In the meantime, some current and former U.S. officials have expressed a sense of foreboding, noting Russia and Iran may not be done making use of the voter registration data they obtained, and which Iran used in its email campaign.
"The reported Iranian acquisition of voter data should be a cause for concern," said Norman Roule, a former senior U.S. intelligence official, who said Tehran's efforts show its cyber and influence operations have evolved.
"Whether or not this data was publicly available, its acquisition by Iranian actors engaged in these operations indicates that the material will form the basis for future targeting operations," he said. "If our response becomes an internal debate with little focus on Iran, they will learn that these operations come at little cost."

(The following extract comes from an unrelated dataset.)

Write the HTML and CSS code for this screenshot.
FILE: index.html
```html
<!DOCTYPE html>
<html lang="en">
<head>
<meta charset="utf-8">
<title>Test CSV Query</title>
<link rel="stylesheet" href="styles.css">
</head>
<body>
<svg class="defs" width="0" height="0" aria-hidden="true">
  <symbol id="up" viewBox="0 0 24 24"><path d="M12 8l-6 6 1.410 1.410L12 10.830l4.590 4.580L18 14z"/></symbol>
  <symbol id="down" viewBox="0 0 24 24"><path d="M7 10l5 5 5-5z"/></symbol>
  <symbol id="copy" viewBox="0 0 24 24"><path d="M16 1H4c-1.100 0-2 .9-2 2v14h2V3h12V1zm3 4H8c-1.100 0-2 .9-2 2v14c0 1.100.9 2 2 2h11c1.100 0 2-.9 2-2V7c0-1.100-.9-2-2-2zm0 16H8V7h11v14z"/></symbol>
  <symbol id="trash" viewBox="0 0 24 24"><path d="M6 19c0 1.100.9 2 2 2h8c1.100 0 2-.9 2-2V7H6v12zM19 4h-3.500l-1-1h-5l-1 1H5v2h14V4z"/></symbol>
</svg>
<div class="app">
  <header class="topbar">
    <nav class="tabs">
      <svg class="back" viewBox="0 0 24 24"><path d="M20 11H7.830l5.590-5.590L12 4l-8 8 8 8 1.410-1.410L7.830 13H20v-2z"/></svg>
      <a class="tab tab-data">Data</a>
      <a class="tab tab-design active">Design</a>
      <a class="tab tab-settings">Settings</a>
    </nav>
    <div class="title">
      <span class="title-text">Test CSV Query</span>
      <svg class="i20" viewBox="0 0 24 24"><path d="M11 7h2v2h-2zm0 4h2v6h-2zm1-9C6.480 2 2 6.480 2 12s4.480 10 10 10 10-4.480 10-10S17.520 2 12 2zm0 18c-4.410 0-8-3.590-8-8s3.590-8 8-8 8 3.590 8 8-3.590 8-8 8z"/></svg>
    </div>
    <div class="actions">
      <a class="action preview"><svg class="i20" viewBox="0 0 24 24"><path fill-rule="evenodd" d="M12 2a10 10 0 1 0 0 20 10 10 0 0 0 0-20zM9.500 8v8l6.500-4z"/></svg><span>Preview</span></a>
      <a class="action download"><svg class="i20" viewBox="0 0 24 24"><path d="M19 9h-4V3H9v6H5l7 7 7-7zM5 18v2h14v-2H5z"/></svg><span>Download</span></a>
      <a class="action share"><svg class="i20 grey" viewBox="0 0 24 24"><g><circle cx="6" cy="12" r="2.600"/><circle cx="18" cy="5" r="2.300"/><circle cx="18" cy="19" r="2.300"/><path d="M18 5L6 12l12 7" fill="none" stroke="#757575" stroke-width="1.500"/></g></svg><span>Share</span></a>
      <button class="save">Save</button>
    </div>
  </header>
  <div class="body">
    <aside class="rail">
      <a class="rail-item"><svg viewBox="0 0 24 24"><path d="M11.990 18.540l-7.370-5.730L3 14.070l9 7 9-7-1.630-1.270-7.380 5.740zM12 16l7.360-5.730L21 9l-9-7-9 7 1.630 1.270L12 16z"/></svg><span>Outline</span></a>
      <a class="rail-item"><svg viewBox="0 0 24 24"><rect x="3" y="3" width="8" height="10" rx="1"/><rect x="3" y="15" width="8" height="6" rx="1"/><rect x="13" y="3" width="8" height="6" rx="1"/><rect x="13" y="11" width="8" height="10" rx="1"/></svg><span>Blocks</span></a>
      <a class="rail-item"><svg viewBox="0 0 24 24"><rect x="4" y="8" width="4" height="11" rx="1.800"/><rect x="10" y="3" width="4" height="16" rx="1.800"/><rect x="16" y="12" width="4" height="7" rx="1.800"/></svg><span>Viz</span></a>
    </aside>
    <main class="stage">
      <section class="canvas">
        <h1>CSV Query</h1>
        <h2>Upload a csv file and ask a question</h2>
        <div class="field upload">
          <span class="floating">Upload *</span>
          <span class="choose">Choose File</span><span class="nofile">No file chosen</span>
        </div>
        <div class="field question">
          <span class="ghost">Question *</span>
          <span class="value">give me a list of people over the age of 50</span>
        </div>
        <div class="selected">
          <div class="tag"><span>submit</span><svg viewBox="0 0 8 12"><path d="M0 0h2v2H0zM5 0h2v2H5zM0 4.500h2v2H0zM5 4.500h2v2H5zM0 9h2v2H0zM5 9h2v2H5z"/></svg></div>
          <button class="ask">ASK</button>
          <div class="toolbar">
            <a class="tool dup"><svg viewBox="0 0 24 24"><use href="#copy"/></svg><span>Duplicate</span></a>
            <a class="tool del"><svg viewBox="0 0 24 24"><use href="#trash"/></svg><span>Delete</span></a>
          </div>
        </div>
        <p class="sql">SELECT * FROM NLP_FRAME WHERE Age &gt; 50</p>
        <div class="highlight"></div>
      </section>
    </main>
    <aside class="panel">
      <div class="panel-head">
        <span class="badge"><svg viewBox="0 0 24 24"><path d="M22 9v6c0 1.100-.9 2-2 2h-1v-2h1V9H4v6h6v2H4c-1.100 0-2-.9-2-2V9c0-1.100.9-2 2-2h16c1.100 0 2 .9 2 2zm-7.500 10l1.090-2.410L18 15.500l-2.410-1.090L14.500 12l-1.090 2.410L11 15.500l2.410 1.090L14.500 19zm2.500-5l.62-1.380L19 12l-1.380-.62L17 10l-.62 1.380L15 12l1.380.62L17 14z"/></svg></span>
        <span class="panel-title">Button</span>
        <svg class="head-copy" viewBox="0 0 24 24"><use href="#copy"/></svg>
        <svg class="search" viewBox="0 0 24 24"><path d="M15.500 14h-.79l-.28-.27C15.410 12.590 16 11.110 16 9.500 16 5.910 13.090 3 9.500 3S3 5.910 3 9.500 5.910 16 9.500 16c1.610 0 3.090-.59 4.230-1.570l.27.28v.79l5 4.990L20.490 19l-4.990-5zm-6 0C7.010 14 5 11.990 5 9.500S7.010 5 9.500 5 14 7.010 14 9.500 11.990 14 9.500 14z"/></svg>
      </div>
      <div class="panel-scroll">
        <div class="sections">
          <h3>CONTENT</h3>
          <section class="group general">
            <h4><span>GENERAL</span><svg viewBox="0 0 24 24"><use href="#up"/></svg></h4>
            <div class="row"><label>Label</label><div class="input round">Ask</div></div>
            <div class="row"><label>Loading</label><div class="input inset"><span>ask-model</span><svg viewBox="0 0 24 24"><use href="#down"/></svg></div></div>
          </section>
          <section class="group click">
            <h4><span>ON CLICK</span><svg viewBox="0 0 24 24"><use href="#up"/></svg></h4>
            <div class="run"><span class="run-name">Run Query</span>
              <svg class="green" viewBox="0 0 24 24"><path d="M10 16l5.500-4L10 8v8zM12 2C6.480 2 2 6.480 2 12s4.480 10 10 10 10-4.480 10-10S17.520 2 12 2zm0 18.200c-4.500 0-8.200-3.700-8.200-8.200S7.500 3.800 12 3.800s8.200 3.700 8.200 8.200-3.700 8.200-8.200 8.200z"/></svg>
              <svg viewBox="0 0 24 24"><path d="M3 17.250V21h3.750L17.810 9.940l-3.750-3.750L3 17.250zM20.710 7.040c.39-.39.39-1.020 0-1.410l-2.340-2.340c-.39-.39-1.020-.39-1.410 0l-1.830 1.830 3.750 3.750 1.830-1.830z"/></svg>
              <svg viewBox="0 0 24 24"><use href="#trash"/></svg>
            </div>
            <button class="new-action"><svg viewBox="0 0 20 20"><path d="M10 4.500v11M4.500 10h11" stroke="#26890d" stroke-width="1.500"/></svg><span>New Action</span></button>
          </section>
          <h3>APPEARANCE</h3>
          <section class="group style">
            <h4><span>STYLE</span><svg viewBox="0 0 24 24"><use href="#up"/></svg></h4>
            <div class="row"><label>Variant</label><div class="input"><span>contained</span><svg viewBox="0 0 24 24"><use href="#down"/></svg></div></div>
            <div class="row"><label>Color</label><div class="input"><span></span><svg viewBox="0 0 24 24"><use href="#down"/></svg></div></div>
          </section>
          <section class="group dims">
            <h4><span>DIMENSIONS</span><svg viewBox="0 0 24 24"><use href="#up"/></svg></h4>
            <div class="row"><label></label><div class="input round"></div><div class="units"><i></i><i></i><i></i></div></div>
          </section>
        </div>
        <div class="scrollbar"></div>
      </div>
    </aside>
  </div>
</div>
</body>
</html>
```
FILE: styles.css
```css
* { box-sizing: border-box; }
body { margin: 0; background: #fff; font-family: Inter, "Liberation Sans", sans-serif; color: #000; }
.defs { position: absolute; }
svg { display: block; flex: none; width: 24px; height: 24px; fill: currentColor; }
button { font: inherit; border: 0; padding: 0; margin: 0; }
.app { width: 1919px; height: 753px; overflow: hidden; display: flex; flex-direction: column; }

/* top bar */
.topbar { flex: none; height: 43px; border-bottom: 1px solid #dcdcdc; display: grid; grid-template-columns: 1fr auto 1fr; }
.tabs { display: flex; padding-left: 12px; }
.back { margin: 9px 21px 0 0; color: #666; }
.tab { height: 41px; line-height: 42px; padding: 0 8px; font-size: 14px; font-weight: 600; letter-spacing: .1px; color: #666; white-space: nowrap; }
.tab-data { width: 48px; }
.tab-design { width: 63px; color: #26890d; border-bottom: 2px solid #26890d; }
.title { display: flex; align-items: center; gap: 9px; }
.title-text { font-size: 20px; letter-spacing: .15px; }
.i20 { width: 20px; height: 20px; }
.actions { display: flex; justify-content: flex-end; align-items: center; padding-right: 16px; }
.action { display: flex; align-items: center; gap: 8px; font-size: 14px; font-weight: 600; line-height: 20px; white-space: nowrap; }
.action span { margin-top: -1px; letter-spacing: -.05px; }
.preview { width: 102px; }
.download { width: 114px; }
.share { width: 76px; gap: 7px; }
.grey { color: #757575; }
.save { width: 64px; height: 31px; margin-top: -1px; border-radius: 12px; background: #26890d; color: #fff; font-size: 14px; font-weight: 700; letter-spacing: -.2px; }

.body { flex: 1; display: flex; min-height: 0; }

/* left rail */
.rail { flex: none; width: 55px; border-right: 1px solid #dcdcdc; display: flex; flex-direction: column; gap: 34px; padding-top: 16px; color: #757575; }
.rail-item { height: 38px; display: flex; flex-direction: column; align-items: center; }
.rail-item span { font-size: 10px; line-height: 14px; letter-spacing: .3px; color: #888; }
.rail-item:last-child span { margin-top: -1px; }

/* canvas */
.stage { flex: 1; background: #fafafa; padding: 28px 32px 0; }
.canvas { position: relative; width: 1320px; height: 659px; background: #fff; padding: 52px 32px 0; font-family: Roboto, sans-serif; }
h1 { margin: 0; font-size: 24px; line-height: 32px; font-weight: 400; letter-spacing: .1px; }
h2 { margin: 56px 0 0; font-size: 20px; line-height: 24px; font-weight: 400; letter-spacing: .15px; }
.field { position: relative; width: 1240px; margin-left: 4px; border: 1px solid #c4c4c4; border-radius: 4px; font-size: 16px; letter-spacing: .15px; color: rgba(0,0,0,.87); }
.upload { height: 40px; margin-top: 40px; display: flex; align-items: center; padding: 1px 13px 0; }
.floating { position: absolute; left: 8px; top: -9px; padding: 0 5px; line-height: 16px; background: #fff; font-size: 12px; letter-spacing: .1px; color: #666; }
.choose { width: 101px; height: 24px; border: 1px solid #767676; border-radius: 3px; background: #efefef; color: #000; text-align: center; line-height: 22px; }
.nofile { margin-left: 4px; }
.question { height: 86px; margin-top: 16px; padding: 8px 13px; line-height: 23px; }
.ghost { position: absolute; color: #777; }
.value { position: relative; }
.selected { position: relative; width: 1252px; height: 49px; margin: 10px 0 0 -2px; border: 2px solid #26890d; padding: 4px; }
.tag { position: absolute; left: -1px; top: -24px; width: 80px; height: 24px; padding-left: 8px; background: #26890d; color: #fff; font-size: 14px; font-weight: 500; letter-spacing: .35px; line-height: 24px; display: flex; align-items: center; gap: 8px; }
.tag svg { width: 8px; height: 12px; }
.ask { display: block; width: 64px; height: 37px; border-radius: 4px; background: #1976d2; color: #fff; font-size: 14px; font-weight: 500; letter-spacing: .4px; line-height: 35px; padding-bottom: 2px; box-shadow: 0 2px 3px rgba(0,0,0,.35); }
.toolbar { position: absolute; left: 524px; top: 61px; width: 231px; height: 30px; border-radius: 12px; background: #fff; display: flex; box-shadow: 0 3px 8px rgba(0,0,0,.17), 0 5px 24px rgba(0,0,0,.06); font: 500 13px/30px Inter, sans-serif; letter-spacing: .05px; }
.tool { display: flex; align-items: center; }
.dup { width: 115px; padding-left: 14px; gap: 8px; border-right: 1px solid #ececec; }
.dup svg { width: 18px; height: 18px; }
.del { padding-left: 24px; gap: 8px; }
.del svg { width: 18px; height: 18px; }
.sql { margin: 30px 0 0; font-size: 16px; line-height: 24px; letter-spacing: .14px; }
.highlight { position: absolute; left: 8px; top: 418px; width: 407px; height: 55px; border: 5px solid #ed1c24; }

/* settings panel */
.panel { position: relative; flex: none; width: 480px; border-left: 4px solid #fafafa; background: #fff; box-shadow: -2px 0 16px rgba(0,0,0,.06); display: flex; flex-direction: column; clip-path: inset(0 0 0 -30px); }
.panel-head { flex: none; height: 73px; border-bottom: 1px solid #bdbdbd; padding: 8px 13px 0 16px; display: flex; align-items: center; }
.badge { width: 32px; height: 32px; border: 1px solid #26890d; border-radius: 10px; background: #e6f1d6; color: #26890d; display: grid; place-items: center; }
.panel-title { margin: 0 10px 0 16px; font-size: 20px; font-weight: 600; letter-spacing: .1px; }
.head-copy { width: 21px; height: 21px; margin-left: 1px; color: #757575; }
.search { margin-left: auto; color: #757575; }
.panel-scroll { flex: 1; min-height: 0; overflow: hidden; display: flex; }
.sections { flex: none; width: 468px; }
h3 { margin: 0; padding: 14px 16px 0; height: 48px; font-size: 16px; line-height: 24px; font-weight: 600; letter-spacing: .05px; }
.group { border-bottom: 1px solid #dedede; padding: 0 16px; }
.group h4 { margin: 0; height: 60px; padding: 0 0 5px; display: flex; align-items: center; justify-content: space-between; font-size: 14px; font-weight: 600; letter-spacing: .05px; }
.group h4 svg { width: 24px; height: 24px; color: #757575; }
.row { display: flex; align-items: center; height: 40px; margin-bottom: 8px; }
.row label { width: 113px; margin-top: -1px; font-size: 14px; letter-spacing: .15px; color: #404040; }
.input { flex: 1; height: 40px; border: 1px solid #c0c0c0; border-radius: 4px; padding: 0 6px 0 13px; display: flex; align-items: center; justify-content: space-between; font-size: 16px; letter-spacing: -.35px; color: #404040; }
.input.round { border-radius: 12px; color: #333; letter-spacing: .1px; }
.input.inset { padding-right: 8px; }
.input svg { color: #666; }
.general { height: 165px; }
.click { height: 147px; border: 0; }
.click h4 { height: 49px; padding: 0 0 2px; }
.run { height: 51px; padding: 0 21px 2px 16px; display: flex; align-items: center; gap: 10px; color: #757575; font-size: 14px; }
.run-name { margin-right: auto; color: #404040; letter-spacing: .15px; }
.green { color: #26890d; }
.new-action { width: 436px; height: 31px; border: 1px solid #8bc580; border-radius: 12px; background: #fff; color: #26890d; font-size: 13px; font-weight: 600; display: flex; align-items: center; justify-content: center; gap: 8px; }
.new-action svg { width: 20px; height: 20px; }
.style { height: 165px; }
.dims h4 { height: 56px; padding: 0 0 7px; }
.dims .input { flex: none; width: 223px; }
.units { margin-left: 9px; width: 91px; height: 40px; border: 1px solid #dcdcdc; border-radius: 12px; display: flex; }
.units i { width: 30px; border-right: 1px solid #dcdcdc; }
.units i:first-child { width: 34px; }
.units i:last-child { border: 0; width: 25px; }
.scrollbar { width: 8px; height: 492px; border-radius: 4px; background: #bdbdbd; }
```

Another current U.S. official, speaking on the condition of anonymity given the sensitivity of the matter, told VOA there is heightened concern about Tehran's efforts, warning the Iranian regime appears to still be looking for payback following the drone strike in January that killed Quds Force Commander Qassem Soleimani.
For now, state election officials are urging voters to remain calm and avoid falling for upsetting or sensational claims likely to pop up on social media, whether director by Iran, Russia or anyone else.
"Be prepared for foreign efforts aimed at sowing division and undermining the legitimacy of the election," a coalition of national and state officials said in a statement issued late Thursday. "Be prepared for attempts to confuse or misinform."
"The entire election community stands ready for the task ahead," they added.
Some experts worry that as Election Day draws near, American voters will be tested like never before.
"The really tricky problem is that we're all in a laboratory right now and we're being experimented on by different parties," said John Scott-Railston, a senior researcher at The Citizen Lab at the University of Toronto's Munk School.
"We don't know what the results will be. They [U.S. adversaries] don't know what the results will be. But they're very much learning," he said.